> **Objective**: All of the listing below must be repeated word for word. Pictures are the only thing to omit.

## Begin Supplied information

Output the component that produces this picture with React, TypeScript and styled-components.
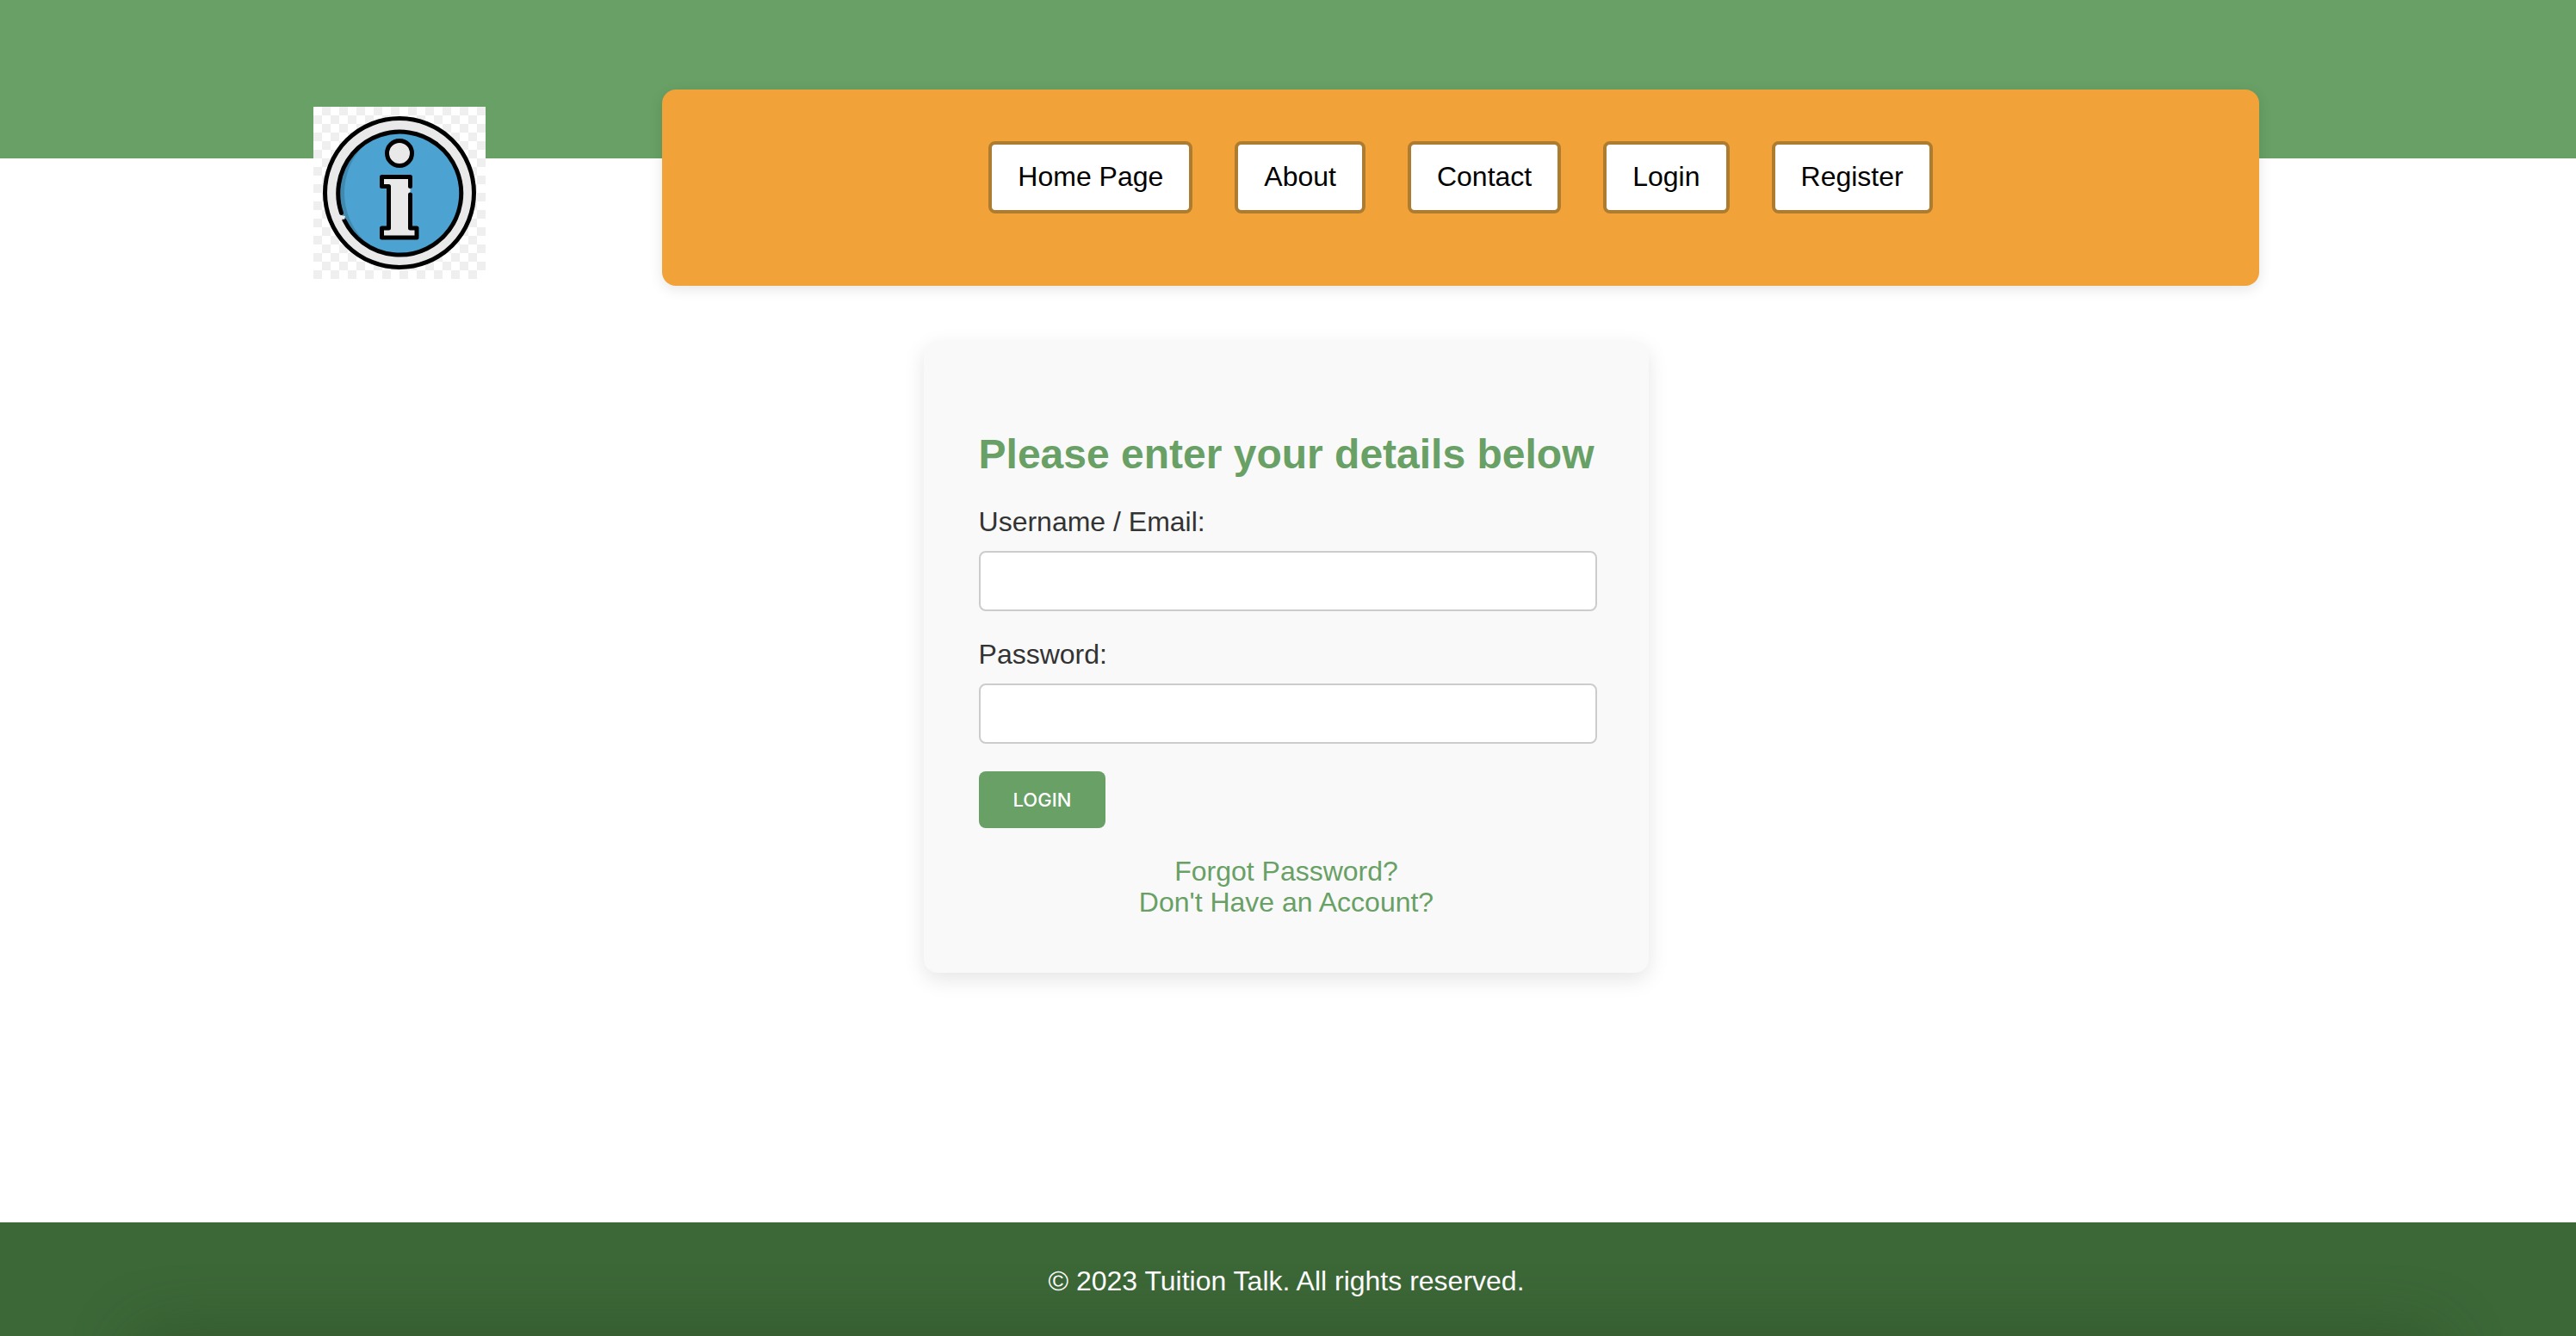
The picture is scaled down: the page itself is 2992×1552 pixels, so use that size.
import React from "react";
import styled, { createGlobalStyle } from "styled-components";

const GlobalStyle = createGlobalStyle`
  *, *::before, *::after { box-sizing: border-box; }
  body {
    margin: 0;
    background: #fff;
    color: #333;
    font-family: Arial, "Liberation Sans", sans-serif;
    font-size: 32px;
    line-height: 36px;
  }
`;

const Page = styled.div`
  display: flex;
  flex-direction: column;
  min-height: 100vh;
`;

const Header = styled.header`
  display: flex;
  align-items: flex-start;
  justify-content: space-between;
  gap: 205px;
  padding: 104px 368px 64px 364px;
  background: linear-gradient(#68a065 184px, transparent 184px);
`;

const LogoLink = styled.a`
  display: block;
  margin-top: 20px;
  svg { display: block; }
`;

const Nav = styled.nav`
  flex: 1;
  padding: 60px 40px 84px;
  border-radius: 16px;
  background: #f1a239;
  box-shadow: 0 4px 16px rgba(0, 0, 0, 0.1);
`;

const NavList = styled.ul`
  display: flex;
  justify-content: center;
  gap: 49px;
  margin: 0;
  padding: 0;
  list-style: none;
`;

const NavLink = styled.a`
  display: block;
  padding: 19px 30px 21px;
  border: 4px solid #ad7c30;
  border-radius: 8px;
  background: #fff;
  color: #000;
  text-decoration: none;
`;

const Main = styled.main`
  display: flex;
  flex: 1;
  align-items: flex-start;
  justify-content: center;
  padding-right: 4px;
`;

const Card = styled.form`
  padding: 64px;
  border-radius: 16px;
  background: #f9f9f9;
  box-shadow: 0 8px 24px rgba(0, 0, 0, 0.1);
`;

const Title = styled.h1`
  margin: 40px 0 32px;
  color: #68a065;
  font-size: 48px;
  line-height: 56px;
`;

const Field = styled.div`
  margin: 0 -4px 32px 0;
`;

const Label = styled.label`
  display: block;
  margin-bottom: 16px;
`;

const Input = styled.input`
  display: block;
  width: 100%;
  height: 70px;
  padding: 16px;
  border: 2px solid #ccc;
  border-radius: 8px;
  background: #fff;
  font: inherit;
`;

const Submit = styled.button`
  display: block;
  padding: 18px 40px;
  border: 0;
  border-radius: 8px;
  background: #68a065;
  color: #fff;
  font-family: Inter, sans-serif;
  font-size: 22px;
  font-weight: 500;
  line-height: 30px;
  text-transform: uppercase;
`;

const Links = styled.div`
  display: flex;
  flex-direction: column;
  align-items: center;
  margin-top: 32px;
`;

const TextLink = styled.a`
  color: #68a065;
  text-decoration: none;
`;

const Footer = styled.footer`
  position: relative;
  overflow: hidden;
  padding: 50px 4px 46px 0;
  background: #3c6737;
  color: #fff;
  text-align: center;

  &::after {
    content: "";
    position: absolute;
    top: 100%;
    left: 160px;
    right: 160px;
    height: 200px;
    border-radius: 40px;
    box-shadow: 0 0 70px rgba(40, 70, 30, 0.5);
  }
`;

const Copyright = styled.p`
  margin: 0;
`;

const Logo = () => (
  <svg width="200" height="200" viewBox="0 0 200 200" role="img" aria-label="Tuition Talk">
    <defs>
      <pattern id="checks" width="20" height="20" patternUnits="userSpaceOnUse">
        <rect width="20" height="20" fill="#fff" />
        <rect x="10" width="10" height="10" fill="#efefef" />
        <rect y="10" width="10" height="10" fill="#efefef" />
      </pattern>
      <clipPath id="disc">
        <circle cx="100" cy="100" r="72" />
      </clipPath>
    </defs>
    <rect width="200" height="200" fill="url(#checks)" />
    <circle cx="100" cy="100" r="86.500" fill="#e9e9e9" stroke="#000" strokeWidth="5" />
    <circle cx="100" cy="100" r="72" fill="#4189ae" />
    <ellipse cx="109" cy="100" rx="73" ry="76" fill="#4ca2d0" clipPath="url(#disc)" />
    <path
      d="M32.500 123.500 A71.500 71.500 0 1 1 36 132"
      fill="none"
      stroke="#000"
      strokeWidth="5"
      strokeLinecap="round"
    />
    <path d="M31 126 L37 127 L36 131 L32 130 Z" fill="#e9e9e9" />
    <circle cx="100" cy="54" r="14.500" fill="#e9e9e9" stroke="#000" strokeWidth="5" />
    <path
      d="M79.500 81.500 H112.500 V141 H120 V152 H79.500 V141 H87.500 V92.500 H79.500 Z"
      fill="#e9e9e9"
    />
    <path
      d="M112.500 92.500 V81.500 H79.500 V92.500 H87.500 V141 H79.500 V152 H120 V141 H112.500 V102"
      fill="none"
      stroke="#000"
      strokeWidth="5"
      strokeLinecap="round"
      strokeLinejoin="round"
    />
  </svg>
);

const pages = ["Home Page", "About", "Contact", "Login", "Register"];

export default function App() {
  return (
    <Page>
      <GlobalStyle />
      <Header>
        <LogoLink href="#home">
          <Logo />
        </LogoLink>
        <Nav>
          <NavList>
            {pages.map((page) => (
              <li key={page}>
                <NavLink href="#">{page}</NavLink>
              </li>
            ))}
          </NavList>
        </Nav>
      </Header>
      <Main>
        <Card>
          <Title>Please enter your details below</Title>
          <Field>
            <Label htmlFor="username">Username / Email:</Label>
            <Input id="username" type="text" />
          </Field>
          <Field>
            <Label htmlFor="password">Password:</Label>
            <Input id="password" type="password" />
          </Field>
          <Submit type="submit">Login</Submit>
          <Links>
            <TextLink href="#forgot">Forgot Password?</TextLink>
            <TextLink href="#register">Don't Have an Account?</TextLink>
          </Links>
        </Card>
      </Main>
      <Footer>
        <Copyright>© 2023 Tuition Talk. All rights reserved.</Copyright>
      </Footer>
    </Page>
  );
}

## End Supplied information

> **Response for this exercise**:
Output the component that produces this picture with React, TypeScript and styled-components.
The picture is scaled down: the page itself is 2992×1552 pixels, so use that size.
import React from "react";
import styled, { createGlobalStyle } from "styled-components";

const GlobalStyle = createGlobalStyle`
  *, *::before, *::after { box-sizing: border-box; }
  body {
    margin: 0;
    background: #fff;
    color: #333;
    font-family: Arial, "Liberation Sans", sans-serif;
    font-size: 32px;
    line-height: 36px;
  }
`;

const Page = styled.div`
  display: flex;
  flex-direction: column;
  min-height: 100vh;
`;

const Header = styled.header`
  display: flex;
  align-items: flex-start;
  justify-content: space-between;
  gap: 205px;
  padding: 104px 368px 64px 364px;
  background: linear-gradient(#68a065 184px, transparent 184px);
`;

const LogoLink = styled.a`
  display: block;
  margin-top: 20px;
  svg { display: block; }
`;

const Nav = styled.nav`
  flex: 1;
  padding: 60px 40px 84px;
  border-radius: 16px;
  background: #f1a239;
  box-shadow: 0 4px 16px rgba(0, 0, 0, 0.1);
`;

const NavList = styled.ul`
  display: flex;
  justify-content: center;
  gap: 49px;
  margin: 0;
  padding: 0;
  list-style: none;
`;

const NavLink = styled.a`
  display: block;
  padding: 19px 30px 21px;
  border: 4px solid #ad7c30;
  border-radius: 8px;
  background: #fff;
  color: #000;
  text-decoration: none;
`;

const Main = styled.main`
  display: flex;
  flex: 1;
  align-items: flex-start;
  justify-content: center;
  padding-right: 4px;
`;

const Card = styled.form`
  padding: 64px;
  border-radius: 16px;
  background: #f9f9f9;
  box-shadow: 0 8px 24px rgba(0, 0, 0, 0.1);
`;

const Title = styled.h1`
  margin: 40px 0 32px;
  color: #68a065;
  font-size: 48px;
  line-height: 56px;
`;

const Field = styled.div`
  margin: 0 -4px 32px 0;
`;

const Label = styled.label`
  display: block;
  margin-bottom: 16px;
`;

const Input = styled.input`
  display: block;
  width: 100%;
  height: 70px;
  padding: 16px;
  border: 2px solid #ccc;
  border-radius: 8px;
  background: #fff;
  font: inherit;
`;

const Submit = styled.button`
  display: block;
  padding: 18px 40px;
  border: 0;
  border-radius: 8px;
  background: #68a065;
  color: #fff;
  font-family: Inter, sans-serif;
  font-size: 22px;
  font-weight: 500;
  line-height: 30px;
  text-transform: uppercase;
`;

const Links = styled.div`
  display: flex;
  flex-direction: column;
  align-items: center;
  margin-top: 32px;
`;

const TextLink = styled.a`
  color: #68a065;
  text-decoration: none;
`;

const Footer = styled.footer`
  position: relative;
  overflow: hidden;
  padding: 50px 4px 46px 0;
  background: #3c6737;
  color: #fff;
  text-align: center;

  &::after {
    content: "";
    position: absolute;
    top: 100%;
    left: 160px;
    right: 160px;
    height: 200px;
    border-radius: 40px;
    box-shadow: 0 0 70px rgba(40, 70, 30, 0.5);
  }
`;

const Copyright = styled.p`
  margin: 0;
`;

const Logo = () => (
  <svg width="200" height="200" viewBox="0 0 200 200" role="img" aria-label="Tuition Talk">
    <defs>
      <pattern id="checks" width="20" height="20" patternUnits="userSpaceOnUse">
        <rect width="20" height="20" fill="#fff" />
        <rect x="10" width="10" height="10" fill="#efefef" />
        <rect y="10" width="10" height="10" fill="#efefef" />
      </pattern>
      <clipPath id="disc">
        <circle cx="100" cy="100" r="72" />
      </clipPath>
    </defs>
    <rect width="200" height="200" fill="url(#checks)" />
    <circle cx="100" cy="100" r="86.500" fill="#e9e9e9" stroke="#000" strokeWidth="5" />
    <circle cx="100" cy="100" r="72" fill="#4189ae" />
    <ellipse cx="109" cy="100" rx="73" ry="76" fill="#4ca2d0" clipPath="url(#disc)" />
    <path
      d="M32.500 123.500 A71.500 71.500 0 1 1 36 132"
      fill="none"
      stroke="#000"
      strokeWidth="5"
      strokeLinecap="round"
    />
    <path d="M31 126 L37 127 L36 131 L32 130 Z" fill="#e9e9e9" />
    <circle cx="100" cy="54" r="14.500" fill="#e9e9e9" stroke="#000" strokeWidth="5" />
    <path
      d="M79.500 81.500 H112.500 V141 H120 V152 H79.500 V141 H87.500 V92.500 H79.500 Z"
      fill="#e9e9e9"
    />
    <path
      d="M112.500 92.500 V81.500 H79.500 V92.500 H87.500 V141 H79.500 V152 H120 V141 H112.500 V102"
      fill="none"
      stroke="#000"
      strokeWidth="5"
      strokeLinecap="round"
      strokeLinejoin="round"
    />
  </svg>
);

const pages = ["Home Page", "About", "Contact", "Login", "Register"];

export default function App() {
  return (
    <Page>
      <GlobalStyle />
      <Header>
        <LogoLink href="#home">
          <Logo />
        </LogoLink>
        <Nav>
          <NavList>
            {pages.map((page) => (
              <li key={page}>
                <NavLink href="#">{page}</NavLink>
              </li>
            ))}
          </NavList>
        </Nav>
      </Header>
      <Main>
        <Card>
          <Title>Please enter your details below</Title>
          <Field>
            <Label htmlFor="username">Username / Email:</Label>
            <Input id="username" type="text" />
          </Field>
          <Field>
            <Label htmlFor="password">Password:</Label>
            <Input id="password" type="password" />
          </Field>
          <Submit type="submit">Login</Submit>
          <Links>
            <TextLink href="#forgot">Forgot Password?</TextLink>
            <TextLink href="#register">Don't Have an Account?</TextLink>
          </Links>
        </Card>
      </Main>
      <Footer>
        <Copyright>© 2023 Tuition Talk. All rights reserved.</Copyright>
      </Footer>
    </Page>
  );
}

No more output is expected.